> _PROBLEM DESCRIPTION_
Each line below must be set down exactly; omit any image you find.
== INFORMATION SUPPLIED
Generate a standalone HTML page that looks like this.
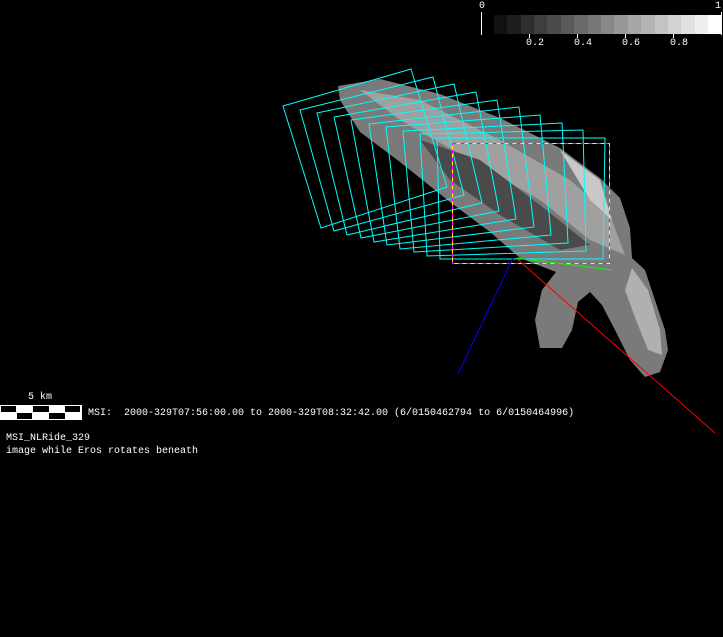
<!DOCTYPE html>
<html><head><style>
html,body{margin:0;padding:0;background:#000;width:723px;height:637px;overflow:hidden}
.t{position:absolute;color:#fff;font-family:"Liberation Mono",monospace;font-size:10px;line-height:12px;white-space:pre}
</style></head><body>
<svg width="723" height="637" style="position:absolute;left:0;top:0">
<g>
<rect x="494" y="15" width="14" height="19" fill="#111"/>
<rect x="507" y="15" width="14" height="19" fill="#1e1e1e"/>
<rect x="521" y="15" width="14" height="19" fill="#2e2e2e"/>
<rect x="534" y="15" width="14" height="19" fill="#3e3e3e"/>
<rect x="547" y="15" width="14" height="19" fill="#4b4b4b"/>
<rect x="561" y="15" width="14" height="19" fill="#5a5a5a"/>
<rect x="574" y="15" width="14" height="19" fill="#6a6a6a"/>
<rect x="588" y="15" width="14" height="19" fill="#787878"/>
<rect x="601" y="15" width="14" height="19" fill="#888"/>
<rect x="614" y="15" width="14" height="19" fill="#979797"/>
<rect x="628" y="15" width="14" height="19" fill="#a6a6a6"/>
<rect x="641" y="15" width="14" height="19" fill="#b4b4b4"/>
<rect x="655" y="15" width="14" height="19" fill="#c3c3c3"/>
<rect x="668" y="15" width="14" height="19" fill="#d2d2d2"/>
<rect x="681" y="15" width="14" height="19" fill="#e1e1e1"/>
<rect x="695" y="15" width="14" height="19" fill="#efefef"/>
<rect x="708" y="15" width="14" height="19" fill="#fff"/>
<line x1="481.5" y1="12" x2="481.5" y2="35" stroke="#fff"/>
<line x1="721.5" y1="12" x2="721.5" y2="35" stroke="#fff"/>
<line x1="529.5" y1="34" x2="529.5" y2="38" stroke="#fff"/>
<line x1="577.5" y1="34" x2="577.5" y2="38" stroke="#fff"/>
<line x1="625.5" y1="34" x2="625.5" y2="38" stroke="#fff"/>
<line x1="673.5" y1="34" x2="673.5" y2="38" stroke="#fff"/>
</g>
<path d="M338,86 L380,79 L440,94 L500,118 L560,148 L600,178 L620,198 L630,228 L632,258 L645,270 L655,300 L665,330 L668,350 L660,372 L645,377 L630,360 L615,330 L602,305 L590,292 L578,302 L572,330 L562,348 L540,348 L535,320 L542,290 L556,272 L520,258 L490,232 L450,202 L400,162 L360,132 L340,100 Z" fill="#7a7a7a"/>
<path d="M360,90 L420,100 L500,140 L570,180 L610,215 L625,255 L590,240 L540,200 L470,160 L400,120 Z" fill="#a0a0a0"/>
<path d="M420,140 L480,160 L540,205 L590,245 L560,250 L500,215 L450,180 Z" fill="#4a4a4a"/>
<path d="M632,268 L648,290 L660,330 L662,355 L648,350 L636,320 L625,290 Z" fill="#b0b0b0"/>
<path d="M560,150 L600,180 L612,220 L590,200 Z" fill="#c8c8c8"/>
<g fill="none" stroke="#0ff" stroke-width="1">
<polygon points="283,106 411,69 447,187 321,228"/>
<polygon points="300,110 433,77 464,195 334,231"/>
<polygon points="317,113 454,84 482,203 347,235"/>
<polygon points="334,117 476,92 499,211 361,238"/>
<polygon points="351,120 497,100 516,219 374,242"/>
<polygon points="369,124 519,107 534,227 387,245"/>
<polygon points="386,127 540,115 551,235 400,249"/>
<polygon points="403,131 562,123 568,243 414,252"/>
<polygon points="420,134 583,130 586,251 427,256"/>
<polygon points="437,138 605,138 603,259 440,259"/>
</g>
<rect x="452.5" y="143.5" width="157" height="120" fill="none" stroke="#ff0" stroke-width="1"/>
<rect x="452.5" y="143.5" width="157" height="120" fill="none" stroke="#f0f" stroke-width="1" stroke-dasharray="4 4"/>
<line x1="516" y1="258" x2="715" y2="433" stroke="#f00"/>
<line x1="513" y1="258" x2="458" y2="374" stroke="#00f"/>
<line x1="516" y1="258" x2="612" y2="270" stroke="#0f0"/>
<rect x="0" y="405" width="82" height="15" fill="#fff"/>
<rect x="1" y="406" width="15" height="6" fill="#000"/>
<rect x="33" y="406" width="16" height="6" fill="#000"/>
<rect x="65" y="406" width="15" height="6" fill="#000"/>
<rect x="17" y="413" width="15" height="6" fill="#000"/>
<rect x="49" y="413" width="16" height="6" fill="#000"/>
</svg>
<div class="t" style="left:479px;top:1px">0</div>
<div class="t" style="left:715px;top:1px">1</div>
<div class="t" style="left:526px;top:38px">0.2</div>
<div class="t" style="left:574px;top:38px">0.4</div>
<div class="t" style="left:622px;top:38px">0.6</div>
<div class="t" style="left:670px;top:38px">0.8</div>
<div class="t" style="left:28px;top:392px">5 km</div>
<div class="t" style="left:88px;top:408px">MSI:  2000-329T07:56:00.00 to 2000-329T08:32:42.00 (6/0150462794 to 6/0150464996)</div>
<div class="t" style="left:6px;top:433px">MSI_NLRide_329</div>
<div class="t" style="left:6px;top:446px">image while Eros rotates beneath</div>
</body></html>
====
> _OUTPUT BELOW_
Generate a standalone HTML page that looks like this.
<!DOCTYPE html>
<html><head><style>
html,body{margin:0;padding:0;background:#000;width:723px;height:637px;overflow:hidden}
.t{position:absolute;color:#fff;font-family:"Liberation Mono",monospace;font-size:10px;line-height:12px;white-space:pre}
</style></head><body>
<svg width="723" height="637" style="position:absolute;left:0;top:0">
<g>
<rect x="494" y="15" width="14" height="19" fill="#111"/>
<rect x="507" y="15" width="14" height="19" fill="#1e1e1e"/>
<rect x="521" y="15" width="14" height="19" fill="#2e2e2e"/>
<rect x="534" y="15" width="14" height="19" fill="#3e3e3e"/>
<rect x="547" y="15" width="14" height="19" fill="#4b4b4b"/>
<rect x="561" y="15" width="14" height="19" fill="#5a5a5a"/>
<rect x="574" y="15" width="14" height="19" fill="#6a6a6a"/>
<rect x="588" y="15" width="14" height="19" fill="#787878"/>
<rect x="601" y="15" width="14" height="19" fill="#888"/>
<rect x="614" y="15" width="14" height="19" fill="#979797"/>
<rect x="628" y="15" width="14" height="19" fill="#a6a6a6"/>
<rect x="641" y="15" width="14" height="19" fill="#b4b4b4"/>
<rect x="655" y="15" width="14" height="19" fill="#c3c3c3"/>
<rect x="668" y="15" width="14" height="19" fill="#d2d2d2"/>
<rect x="681" y="15" width="14" height="19" fill="#e1e1e1"/>
<rect x="695" y="15" width="14" height="19" fill="#efefef"/>
<rect x="708" y="15" width="14" height="19" fill="#fff"/>
<line x1="481.5" y1="12" x2="481.5" y2="35" stroke="#fff"/>
<line x1="721.5" y1="12" x2="721.5" y2="35" stroke="#fff"/>
<line x1="529.5" y1="34" x2="529.5" y2="38" stroke="#fff"/>
<line x1="577.5" y1="34" x2="577.5" y2="38" stroke="#fff"/>
<line x1="625.5" y1="34" x2="625.5" y2="38" stroke="#fff"/>
<line x1="673.5" y1="34" x2="673.5" y2="38" stroke="#fff"/>
</g>
<path d="M338,86 L380,79 L440,94 L500,118 L560,148 L600,178 L620,198 L630,228 L632,258 L645,270 L655,300 L665,330 L668,350 L660,372 L645,377 L630,360 L615,330 L602,305 L590,292 L578,302 L572,330 L562,348 L540,348 L535,320 L542,290 L556,272 L520,258 L490,232 L450,202 L400,162 L360,132 L340,100 Z" fill="#7a7a7a"/>
<path d="M360,90 L420,100 L500,140 L570,180 L610,215 L625,255 L590,240 L540,200 L470,160 L400,120 Z" fill="#a0a0a0"/>
<path d="M420,140 L480,160 L540,205 L590,245 L560,250 L500,215 L450,180 Z" fill="#4a4a4a"/>
<path d="M632,268 L648,290 L660,330 L662,355 L648,350 L636,320 L625,290 Z" fill="#b0b0b0"/>
<path d="M560,150 L600,180 L612,220 L590,200 Z" fill="#c8c8c8"/>
<g fill="none" stroke="#0ff" stroke-width="1">
<polygon points="283,106 411,69 447,187 321,228"/>
<polygon points="300,110 433,77 464,195 334,231"/>
<polygon points="317,113 454,84 482,203 347,235"/>
<polygon points="334,117 476,92 499,211 361,238"/>
<polygon points="351,120 497,100 516,219 374,242"/>
<polygon points="369,124 519,107 534,227 387,245"/>
<polygon points="386,127 540,115 551,235 400,249"/>
<polygon points="403,131 562,123 568,243 414,252"/>
<polygon points="420,134 583,130 586,251 427,256"/>
<polygon points="437,138 605,138 603,259 440,259"/>
</g>
<rect x="452.5" y="143.5" width="157" height="120" fill="none" stroke="#ff0" stroke-width="1"/>
<rect x="452.5" y="143.5" width="157" height="120" fill="none" stroke="#f0f" stroke-width="1" stroke-dasharray="4 4"/>
<line x1="516" y1="258" x2="715" y2="433" stroke="#f00"/>
<line x1="513" y1="258" x2="458" y2="374" stroke="#00f"/>
<line x1="516" y1="258" x2="612" y2="270" stroke="#0f0"/>
<rect x="0" y="405" width="82" height="15" fill="#fff"/>
<rect x="1" y="406" width="15" height="6" fill="#000"/>
<rect x="33" y="406" width="16" height="6" fill="#000"/>
<rect x="65" y="406" width="15" height="6" fill="#000"/>
<rect x="17" y="413" width="15" height="6" fill="#000"/>
<rect x="49" y="413" width="16" height="6" fill="#000"/>
</svg>
<div class="t" style="left:479px;top:1px">0</div>
<div class="t" style="left:715px;top:1px">1</div>
<div class="t" style="left:526px;top:38px">0.2</div>
<div class="t" style="left:574px;top:38px">0.4</div>
<div class="t" style="left:622px;top:38px">0.6</div>
<div class="t" style="left:670px;top:38px">0.8</div>
<div class="t" style="left:28px;top:392px">5 km</div>
<div class="t" style="left:88px;top:408px">MSI:  2000-329T07:56:00.00 to 2000-329T08:32:42.00 (6/0150462794 to 6/0150464996)</div>
<div class="t" style="left:6px;top:433px">MSI_NLRide_329</div>
<div class="t" style="left:6px;top:446px">image while Eros rotates beneath</div>
</body></html>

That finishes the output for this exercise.